Which leads us to the question, can Social Financial Services work? First we have to qualify, what is Social Networking, other than buzz words like Facebook, Twitter, MySpace and foursquare. Social Network creates a web of ‘relevance’ in a hyper connected world. As more and more connections are able to us, we have to have a way to manage what connections are relevant to me? Or as some of the more innovative marketers will say “The Segment of One.” To summarize Social Networks, I have found three common themes that all the offerings being:

  • Connection: An established link to those around us in a virtual world
  • Contact: manages the back-system contact details that make service linkages difficult. More and more we are seeing the Integrated Contact management approach to Social Networks
  • Communication: Two ways channels for broadcast and listening to messages in your network

Imagine a world that your mobile handset not only makes calls, sends emails, connects you to facebook, but also enables a host of services through your world, your network. Groups can coordinate virtually to share not only information, but also money.

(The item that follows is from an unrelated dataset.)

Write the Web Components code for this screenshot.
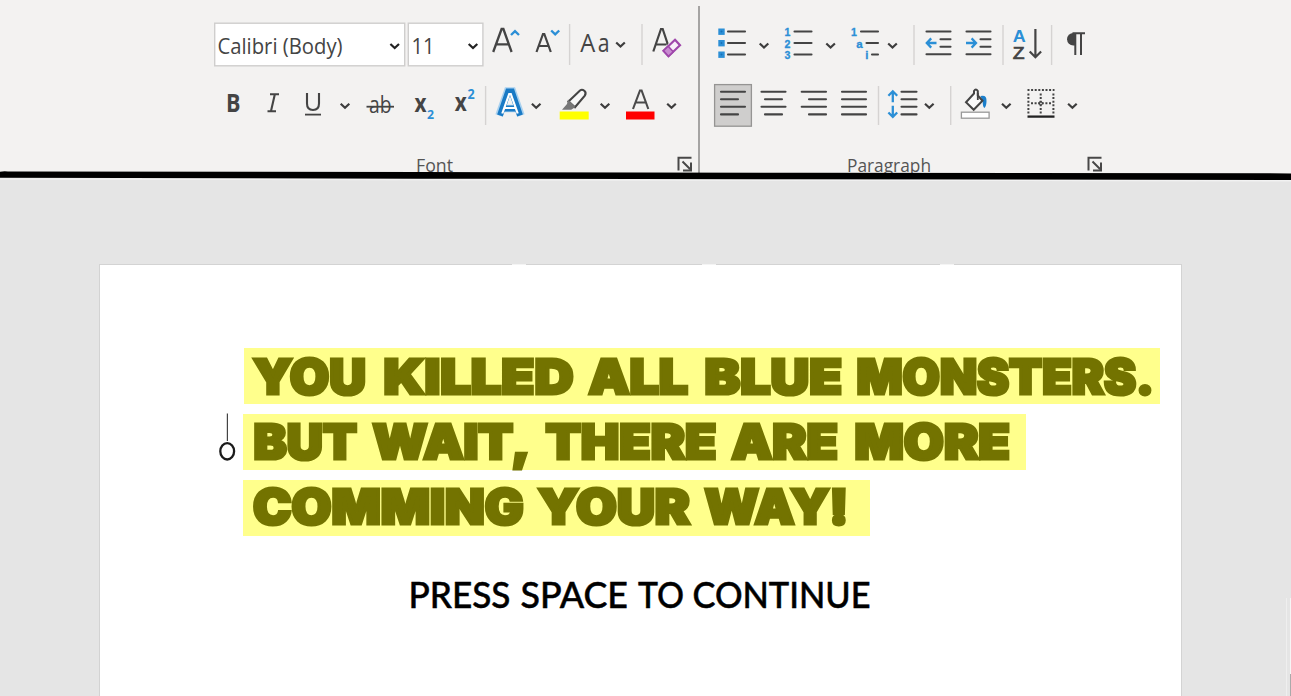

How does this apply to financial services? Today’s world of payments and banking shares the same three core concepts, but implement them in very different ways. Here is how I would see Social Financial Services working:
  • Relativeness: You social network manages your social network just as it does today, but through the use of technologies that identifying the physical location of you, it can create relevant services. Such as using GSM location information to know you are near your friend John to give him $20. Or know that you’re in a certain retail store so you can ‘check-out’ easily.
  • Connection Framework: One of the challenges of the current financial networks is it’s up to the payer and payee needs to know the address/routing details to get money from one point to another. For example, giving your friend your bank code, branch code and account number to send you the $20. Given that you’re already connected on something like Facebook, why can you just use that to pay to John and Facebook works out the routing?
  • Behavioral Dynamics: I am impressed with the dynamics theory’s of Seth at SCVNGR, a social network gaming company. The theory talks about the use of seven game dynamics that exercise degrees of persuasion of the network to perform tasks at preferred times, or grow the network. Many of which have existed for decades in the physical world, like Happy Hour persuades people to drink more during a certain time. At SCVNGR they call this the appointment dynamics. Check out Seth’s TED Talk at (

Over the past decades we have seen the emergence of several technologies and converged technologies that prime the market for a hyper connected world, something that easily extends to Financial Services. Social Networks such as Facebook have built the framework. Mobile Money has built the services. Let’s work together to overlay them and release the awesome power of these new world tools.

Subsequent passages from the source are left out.